12.6 Governing Law and Venue. Enforcement and interpretation of this Agreement shall be governed by the laws of the State of Arizona applicable to agreements made and fully performed therein, without regard to the State’s principles of conflicts of laws. The state and federal courts located in Maricopa County, Arizona shall have the sole and exclusive jurisdiction to hear and determine any dispute or controversy arising under or concerning this Agreement.
12.7 Survival. The following provisions shall survive any termination of this Agreement: Sections 5, 6, 8, 10, and 11.
12.8. Force Majeure. Neither Party shall be liable to the other for any failure or delay in the performance of such Party’s non-monetary obligations due to causes beyond its control, such as failure or delay caused, directly or indirectly, by fire, flood, earthquakes, other elements of nature, acts of war, terrorism, riots, civil disorders, rebellions or revolutions, epidemics, communications line or power failures, or governmental laws, court orders, and regulations imposed after the fact.
12.9 Termination for Breach.

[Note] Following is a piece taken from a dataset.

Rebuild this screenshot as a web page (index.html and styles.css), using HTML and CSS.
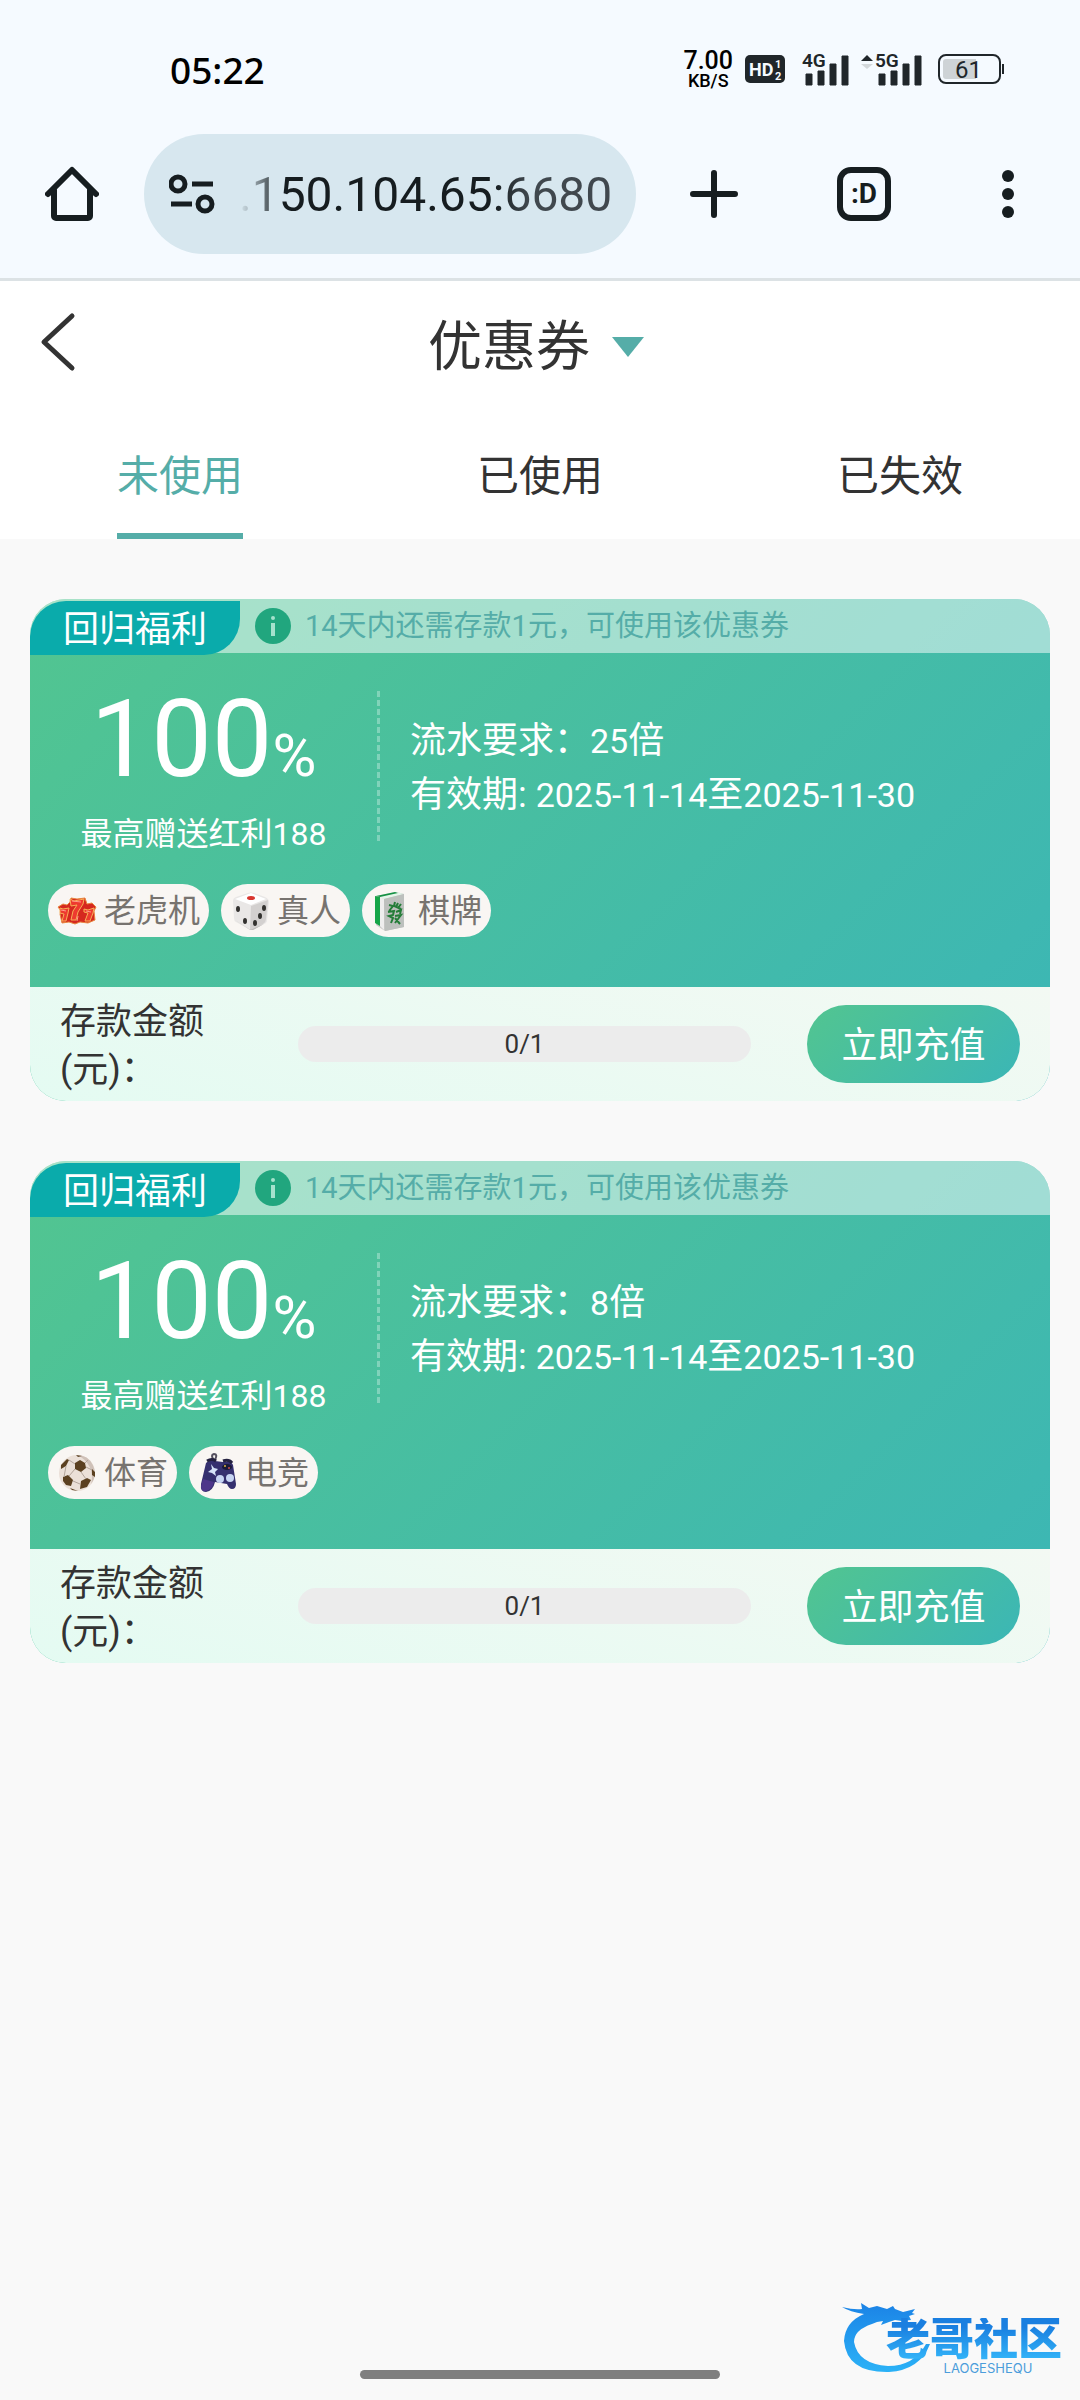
FILE: index.html
```html
<!DOCTYPE html>
<html lang="zh-CN">

<head>
    <meta charset="UTF-8">
    <meta name="viewport" content="width=device-width, initial-scale=1.0">
    <title>优惠券</title>
    <link rel="stylesheet" href="styles.css">
</head>

<body>
    <header class="browser">
        <div class="status_bar">
            <span class="status_time">05:22</span>
            <div class="status_icons">
                <div class="net_speed"><b>7.00</b><span>KB/S</span></div>
                <svg class="hd_icon" width="40" height="28" viewBox="0 0 40 28">
                    <rect width="40" height="28" rx="5" fill="#20262a" />
                    <text x="4" y="21" font-size="18" font-weight="700" fill="#f5faff">HD</text>
                    <text x="30" y="13" font-size="11" font-weight="700" fill="#f5faff">1</text>
                    <text x="30" y="25" font-size="11" font-weight="700" fill="#f5faff">2</text>
                </svg>
                <svg class="signal_4g" width="47" height="42" viewBox="0 -4 47 42">
                    <text x="0" y="15" font-size="19" font-weight="600">4G</text>
                    <path d="M4 22h6v11H4zM16 19h6v14h-6zM28 12h6v21h-6zM40 4h6v29h-6z" stroke="#20262a" stroke-linejoin="round" />
                </svg>
                <svg class="signal_5g" width="61" height="42" viewBox="0 -4 61 42">
                    <path d="M0 9l6-6 6 6z" />
                    <path d="M0 12l6 5 6-5z" fill="#d3d8db" />
                    <text x="14" y="15" font-size="19" font-weight="600">5G</text>
                    <path d="M18 22h6v11h-6zM30 19h6v14h-6zM42 12h6v21h-6zM54 4h6v29h-6z" stroke="#20262a" stroke-linejoin="round" />
                </svg>
                <svg width="67" height="30" viewBox="0 0 67 30">
                    <rect x="1" y="1" width="61" height="28" rx="7" fill="none" stroke="#20262a" stroke-width="2" />
                    <path d="M8 5h30v20H8a3 3 0 0 1-3-3V8a3 3 0 0 1 3-3z" fill="#ced3d6" />
                    <path d="M64 10h2v10h-2z" />
                    <text x="17" y="24" font-size="24">61</text>
                </svg>
            </div>
        </div>
        <div class="toolbar">
            <button class="tool tool_home" aria-label="主页">
                <svg width="54" height="56" viewBox="0 0 54 56" fill="none" stroke="#161d20" stroke-width="6" stroke-linejoin="round" stroke-linecap="round">
                    <path d="M3 28L27 4l24 24M9 24v26a2 2 0 0 0 2 2h32a2 2 0 0 0 2-2V24" />
                </svg>
            </button>
            <div class="url_box">
                <svg width="46" height="40" viewBox="0 0 46 40" fill="none" stroke="#161d20" stroke-width="5">
                    <circle cx="9" cy="10" r="7" />
                    <path d="M23 10h21M2 30h21" />
                    <circle cx="36" cy="30" r="7" />
                </svg>
                <input class="url_input" type="text" value=".150.104.65:6680" aria-label="网址">
            </div>
            <button class="tool tool_add" aria-label="新标签页">
                <svg width="48" height="48" viewBox="0 0 48 48" fill="none" stroke="#161d20" stroke-width="6" stroke-linecap="round">
                    <path d="M24 3v42M3 24h42" />
                </svg>
            </button>
            <button class="tool tool_tabs" aria-label="标签页"><span class="tab_count">:D</span></button>
            <button class="tool tool_menu" aria-label="菜单">
                <svg width="12" height="50" viewBox="0 0 12 50" fill="#161d20">
                    <circle cx="6" cy="7" r="6" />
                    <circle cx="6" cy="25" r="6" />
                    <circle cx="6" cy="43" r="6" />
                </svg>
            </button>
        </div>
    </header>

    <nav class="page_head">
        <div class="title_bar">
            <a class="back" href="#" aria-label="返回">
                <svg width="36" height="60" viewBox="0 0 36 60" fill="none" stroke="#333" stroke-width="5" stroke-linecap="round" stroke-linejoin="round">
                    <path d="M32 4L4 30l28 26" />
                </svg>
            </a>
            <button class="title">优惠券<i class="arrow_down"></i></button>
        </div>
        <div class="tabs">
            <a class="tab active" href="#"><span>未使用</span></a>
            <a class="tab" href="#"><span>已使用</span></a>
            <a class="tab" href="#"><span>已失效</span></a>
        </div>
    </nav>

    <main class="coupon_list">
        <section class="coupon">
            <div class="coupon_tip">
                <span class="badge">回归福利</span>
                <svg class="info" width="36" height="36" viewBox="0 0 36 36">
                    <circle cx="18" cy="18" r="18" fill="#21a67e" />
                    <circle cx="18" cy="10" r="2" fill="#a5e2cd" />
                    <path d="M18 15v13" stroke="#a5e2cd" stroke-width="4" />
                </svg>
                <span>14天内还需存款1元，可使用该优惠券</span>
            </div>
            <div class="coupon_body">
                <div class="coupon_main">
                    <div class="amount">
                        <div class="percent">100<small>%</small></div>
                        <div class="max_bonus">最高赠送红利188</div>
                    </div>
                    <div class="divider"></div>
                    <div class="rules">
                        <div>流水要求：<span class="num">25</span>倍</div>
                        <div>有效期: <span class="num">2025-11-14</span>至<span class="num">2025-11-30</span></div>
                    </div>
                </div>
                <div class="tags">
                    <span class="tag">
                        <svg width="40" height="40" viewBox="0 0 40 40" stroke-linejoin="round">
                            <path d="M1 16l5-3 4 1 3-3 1-4 6 1 8-1 2 6 5-1 4 4-2 4 1 9-7 3-8-1-5 2-6-2-7 1-2-9 1-3z" fill="#d5281f" stroke="#e9873f" />
                            <path d="M13 8l4 2 10-2-1 5-5 8-2 8h-5l2-9 4-6-6 1zM3 17l3 1 6-1-1 5-2 8H5l2-7-4-1zM27 18l4 1 6-2-1 5-3 8h-5l3-8-4-1z" fill="#ee3a2f" stroke="#f7b057" />
                            <path d="M15 10l9 1M4 19l5 1M29 20l5 1M20 30l1-5" stroke="#ff9a8a" fill="none" />
                        </svg>
                        老虎机
                    </span>
                    <span class="tag">
                        <svg width="40" height="40" viewBox="0 0 40 40">
                            <path d="M3 10Q3 7 6 6L18 2q3-1 6 0l11 4q4 2 4 5l-2 18q0 3-3 4l-9 5q-3 2-6 0L6 31q-2-1-2-4z" fill="#e9e7e6" />
                            <path d="M21 15l17-6-2 19q0 3-3 5l-9 5-4 1z" fill="#d3d0cf" />
                            <path d="M5 29l15 10 14-6-9 5q-3 2-6 0z" fill="#bcb9b7" />
                            <path d="M5 8L21 2l15 6-15 6z" fill="#fff" />
                            <ellipse cx="21" cy="7" rx="4" ry="2" fill="#d9362f" />
                            <g fill="#33312f">
                                <ellipse cx="8" cy="18" rx="2" ry="3" />
                                <ellipse cx="15" cy="30" rx="2" ry="3" />
                                <ellipse cx="34" cy="17" rx="2" ry="3" />
                                <ellipse cx="30" cy="25" rx="2" ry="3" />
                                <ellipse cx="25" cy="32" rx="2" ry="3" />
                            </g>
                        </svg>
                        真人
                    </span>
                    <span class="tag">
                        <svg width="40" height="40" viewBox="0 0 40 40">
                            <path d="M5 5l20-4 8 2v33l-19 4-9-6z" fill="#c9c9c7" />
                            <path d="M5 5l20-4 8 2-20 5z" fill="#e4f5e9" />
                            <path d="M4 5l5 1v29l-5-3z" fill="#17a548" />
                            <path d="M5 5l19-4 3 1L9 6z" fill="#169044" />
                            <path d="M9 6l4 2v31l-4-4z" fill="#efeeee" />
                            <path d="M13 8l20-5v33l-19 4z" fill="#bdc0bd" />
                            <path d="M18 14l4 1-4 5m6-9l-1 4 7 3m-3-6l-2 4m5-3l-3 4M17 21l6-1-1 4-4 1 4 2-2 5m5-11l5-2-1 4m-5 2l6-1-6 8m0-5l5 6" fill="none" stroke="#257d38" stroke-width="2" />
                        </svg>
                        棋牌
                    </span>
                </div>
            </div>
            <div class="coupon_foot">
                <label class="deposit_label" for="deposit_1">存款金额(元)：</label>
                <div class="deposit_bar">
                    <progress id="deposit_1" value="0" max="1"></progress>
                    <span class="deposit_value">0/1</span>
                </div>
                <button class="recharge">立即充值</button>
            </div>
        </section>

        <section class="coupon">
            <div class="coupon_tip">
                <span class="badge">回归福利</span>
                <svg class="info" width="36" height="36" viewBox="0 0 36 36">
                    <circle cx="18" cy="18" r="18" fill="#21a67e" />
                    <circle cx="18" cy="10" r="2" fill="#a5e2cd" />
                    <path d="M18 15v13" stroke="#a5e2cd" stroke-width="4" />
                </svg>
                <span>14天内还需存款1元，可使用该优惠券</span>
            </div>
            <div class="coupon_body">
                <div class="coupon_main">
                    <div class="amount">
                        <div class="percent">100<small>%</small></div>
                        <div class="max_bonus">最高赠送红利188</div>
                    </div>
                    <div class="divider"></div>
                    <div class="rules">
                        <div>流水要求：<span class="num">8</span>倍</div>
                        <div>有效期: <span class="num">2025-11-14</span>至<span class="num">2025-11-30</span></div>
                    </div>
                </div>
                <div class="tags">
                    <span class="tag">
                        <svg width="40" height="40" viewBox="0 0 40 40">
                            <circle cx="20" cy="20" r="18" fill="#ebe0d8" />
                            <path d="M20 2a18 18 0 0 1 14 29A24 24 0 0 0 20 2z" fill="#cfc1b8" />
                            <g fill="#5b4020">
                                <path d="M18 10l5-3 5 3 1 5-5 4-6-3z" />
                                <path d="M6 24l5-2 5 5-2 6-5-1-3-4z" />
                                <path d="M24 28l6-3 4 2-4 7-7 2z" />
                                <path d="M4 12l6-6 2 1-3 6-5 3z" />
                                <path d="M35 16l3 3v5l-3-2zM13 35l8 3-6-1zM19 2l6 1-4 1z" />
                            </g>
                            <path d="M12 7l6 4M9 13l-2 11M18 16l-6 7M16 28l7 3M24 19l5 7M29 14l6 3M28 10l3-3" fill="none" stroke="#b3a59b" />
                        </svg>
                        体育
                    </span>
                    <span class="tag">
                        <svg width="40" height="40" viewBox="0 0 40 40">
                            <path d="M16 7q-4-5 0-6 4 0 1 6" fill="none" stroke="#55505f" stroke-width="2" />
                            <path d="M8 10q4-4 9-2l8 1q8-2 10 3l3 19q0 5-4 5-3 0-5-5l-12-2q-2 9-9 10-6 0-5-8z" fill="#35306f" />
                            <path d="M5 26l-2 7q0 6 5 5 6-1 8-9z" fill="#4e368a" />
                            <path d="M9 8q5-3 9 0M25 8q6-2 9 2" stroke="#24213f" stroke-width="3" fill="none" />
                            <path d="M13 11l3 4 4 1-3 3 1 4-4-3-4-1 4-3z" fill="#d5e3f8" />
                            <ellipse cx="29" cy="14" rx="5" ry="3" fill="#1b1937" />
                            <circle cx="27" cy="13" r="1" fill="#d9b341" />
                            <circle cx="31" cy="15" r="1" fill="#c94f4f" />
                            <circle cx="22" cy="26" r="4" fill="#c6d4f2" />
                            <circle cx="32" cy="25" r="4" fill="#c6d4f2" />
                        </svg>
                        电竞
                    </span>
                </div>
            </div>
            <div class="coupon_foot">
                <label class="deposit_label" for="deposit_2">存款金额(元)：</label>
                <div class="deposit_bar">
                    <progress id="deposit_2" value="0" max="1"></progress>
                    <span class="deposit_value">0/1</span>
                </div>
                <button class="recharge">立即充值</button>
            </div>
        </section>
    </main>

    <div class="site_logo">
        <svg class="dragon" width="90" height="72" viewBox="0 0 90 72">
            <defs>
                <linearGradient id="dragon_fill" x1="0" y1="0" x2="0" y2="1">
                    <stop offset="0" stop-color="#1b83e6" />
                    <stop offset="1" stop-color="#2bb2f7" />
                </linearGradient>
            </defs>
            <path d="M0 5q12 3 20 2l-1-6 8 5 8-2 10 3 6-3 2 3 8 3 12-3-3 4 3 1-6 2 2 4-9 1-7-1-6 2-8 3 2-4-6 1-5 2Q12 28 12 40q4 22 34 24 26 0 38-22h4Q78 68 47 70 5 71 2 39 3 20 22 12 8 10 0 5z" fill="url(#dragon_fill)" />
        </svg>
        <div class="logo_text">
            <strong>老哥社区</strong>
            <span>LAOGESHEQU</span>
        </div>
    </div>
    <div class="home_indicator"></div>
</body>

</html>
```
FILE: styles.css
```css
* {
    box-sizing: border-box;
}

body {
    margin: 0;
    min-height: 100vh;
    position: relative;
    background: #f9f9f9;
    color: #333;
    font-family: Roboto, "Noto Sans CJK SC", sans-serif;
    font-size: 36px;
}

button {
    border: none;
    padding: 0;
    background: none;
    color: inherit;
    font: inherit;
    cursor: pointer;
}

a {
    color: inherit;
    text-decoration: none;
}

svg {
    display: block;
    flex: none;
}

/* browser */
.browser {
    background: #f5faff;
    border-bottom: 3px solid #dce2e5;
}

.status_bar {
    display: flex;
    justify-content: space-between;
    height: 134px;
    padding: 4px 75px 0 170px;
    align-items: center;
}

.status_time {
    font-family: "Noto Sans", sans-serif;
    font-size: 37px;
    font-weight: 500;
    color: #000;
}

.status_icons {
    display: flex;
    align-items: center;
    gap: 16px;
    fill: #20262a;
    color: #000;
}

.net_speed {
    display: flex;
    flex-direction: column;
    align-items: center;
    margin-right: -4px;
    padding-top: 2px;
    font-size: 18px;
    line-height: 18px;
    font-weight: 500;
}

.net_speed b {
    font-size: 25px;
    line-height: 22px;
    font-weight: 500;
}

.signal_4g {
    margin: 0 -4px 0 1px;
}

.toolbar {
    display: flex;
    align-items: center;
    height: 144px;
    padding-bottom: 24px;
}

.tool {
    display: flex;
    align-items: center;
    justify-content: center;
    width: 144px;
    height: 120px;
}

.tool_add {
    width: 156px;
}

.url_box {
    flex: 1;
    min-width: 0;
    display: flex;
    align-items: center;
    height: 120px;
    padding: 0 20px 0 25px;
    border-radius: 60px;
    background: #d7e7ef;
}

.url_input {
    flex: 1;
    min-width: 0;
    margin-left: 24px;
    padding: 0;
    border: none;
    outline: none;
    font-family: Roboto, sans-serif;
    font-size: 48px;
    color: transparent;
    background: linear-gradient(to right, #d7e7ef, #161d20 44px, #161d20 254px, #40484e 290px);
    -webkit-background-clip: text;
    background-clip: text;
}

.tab_count {
    width: 54px;
    height: 54px;
    border: 6px solid #161d20;
    border-radius: 14px;
    color: #161d20;
    font-size: 28px;
    font-weight: 700;
    line-height: 42px;
    text-align: center;
}

/* page head */
.page_head {
    background: #fff;
}

.title_bar {
    display: grid;
    grid-template-columns: 120px 1fr 128px;
    align-items: center;
    height: 128px;
    padding-bottom: 6px;
}

.back {
    padding-left: 40px;
}

.title {
    display: flex;
    align-items: center;
    justify-content: center;
    gap: 22px;
    font-size: 54px;
}

.arrow_down {
    margin-top: 10px;
    border: 16px solid transparent;
    border-top: 20px solid #55ada8;
    border-bottom: 0;
}

.tabs {
    display: grid;
    grid-template-columns: repeat(3, 1fr);
    justify-items: center;
}

.tab span {
    display: block;
    height: 130px;
    border-bottom: 6px solid transparent;
    font-size: 42px;
    line-height: 136px;
}

.active span {
    color: #55ada8;
    border-color: #55ada8;
}

/* coupon */
.coupon_list {
    display: flex;
    flex-direction: column;
    gap: 60px;
    padding: 60px 30px;
}

.coupon {
    overflow: hidden;
    border-radius: 36px;
    background: linear-gradient(135deg, #52c590, #3bb6b6);
    color: #fff;
}

.coupon_tip {
    display: flex;
    align-items: center;
    height: 54px;
    background: rgba(255, 255, 255, 0.5);
    color: #55ada8;
    font-size: 29px;
    line-height: 50px;
}

.badge {
    align-self: flex-start;
    width: 210px;
    height: 54px;
    margin-top: 2px;
    border-radius: 36px 0;
    background: #0aabab;
    color: #fff;
    font-size: 36px;
    line-height: 58px;
    text-align: center;
}

.info {
    margin: 0 14px 0 15px;
}

.coupon_body {
    padding: 38px 18px 50px 0;
}

.coupon_main {
    display: flex;
    height: 167px;
}

.amount {
    width: 347px;
    text-align: center;
}

.percent {
    font-size: 108px;
    line-height: 96px;
}

.percent small {
    font-size: 60px;
    line-height: 1;
}

.max_bonus {
    margin-top: 23px;
    font-size: 32px;
    line-height: 48px;
}

.divider {
    width: 3px;
    height: 150px;
    margin-right: 30px;
    background: repeating-linear-gradient(rgba(255, 255, 255, 0.3) 0 6px, transparent 6px 9px);
}

.rules {
    padding-top: 23px;
    line-height: 54px;
}

.num {
    font-size: 34px;
}

.tags {
    display: flex;
    gap: 12px;
    margin: 26px 0 0 18px;
}

.tag {
    display: flex;
    align-items: center;
    gap: 7px;
    height: 53px;
    padding: 0 9px;
    border-radius: 27px;
    background: #f9f6f3;
    color: #77736f;
    font-size: 32px;
    line-height: 50px;
}

.coupon_foot {
    display: flex;
    align-items: center;
    min-height: 114px;
    padding: 0 30px;
    background: linear-gradient(15deg, #e4fbf2, #f3f9f3);
    color: #333;
}

.deposit_label {
    width: 150px;
    margin-right: 88px;
    padding-top: 4px;
    line-height: 48px;
}

.deposit_bar {
    flex: 1;
    position: relative;
    margin-right: 56px;
}

progress {
    display: block;
    width: 100%;
    height: 36px;
    border: none;
    border-radius: 18px;
    overflow: hidden;
    -webkit-appearance: none;
    appearance: none;
    background: #ececec;
}

progress::-webkit-progress-bar {
    background: #ececec;
}

progress::-webkit-progress-value {
    background: #52c590;
}

.deposit_value {
    position: absolute;
    inset: 0;
    font-size: 26px;
    line-height: 36px;
    text-align: center;
}

.recharge {
    width: 213px;
    height: 78px;
    padding-bottom: 4px;
    border-radius: 39px;
    background: linear-gradient(135deg, #52c590, #3bb6b6);
    color: #fff;
}

/* floating */
.site_logo {
    position: absolute;
    right: 18px;
    bottom: 26px;
    display: flex;
    align-items: flex-end;
}

.logo_text {
    display: flex;
    flex-direction: column;
    align-items: center;
    margin-left: -46px;
}

.logo_text strong {
    font-size: 44px;
    font-weight: 900;
    line-height: 44px;
    color: transparent;
    background: linear-gradient(#1a7fe0 20%, #35b8fa);
    -webkit-background-clip: text;
    background-clip: text;
}

.logo_text span {
    margin-left: 28px;
    color: #4c9ddb;
    font-family: Inter, sans-serif;
    font-size: 13px;
    line-height: 12px;
}

.home_indicator {
    position: absolute;
    left: 50%;
    bottom: 21px;
    width: 360px;
    height: 9px;
    margin-left: -180px;
    border-radius: 5px;
    background: #7f7f7f;
}
```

Either Party may terminate this Agreement if the other Party commits material breach of this Agreement upon thirty (30) days’ written notice and, in the case of a breach capable of remedy, fails to remedy the same within thirty (30) calendar days of receipt of such written notice.
12.10 Effect of Termination. Upon termination or expiration of this Agreement: (i) RunBuggy shall immediately cease providing Customer access to RunBuggy HITCH; and (ii) all usage rights and licenses granted under this Agreement shall terminate.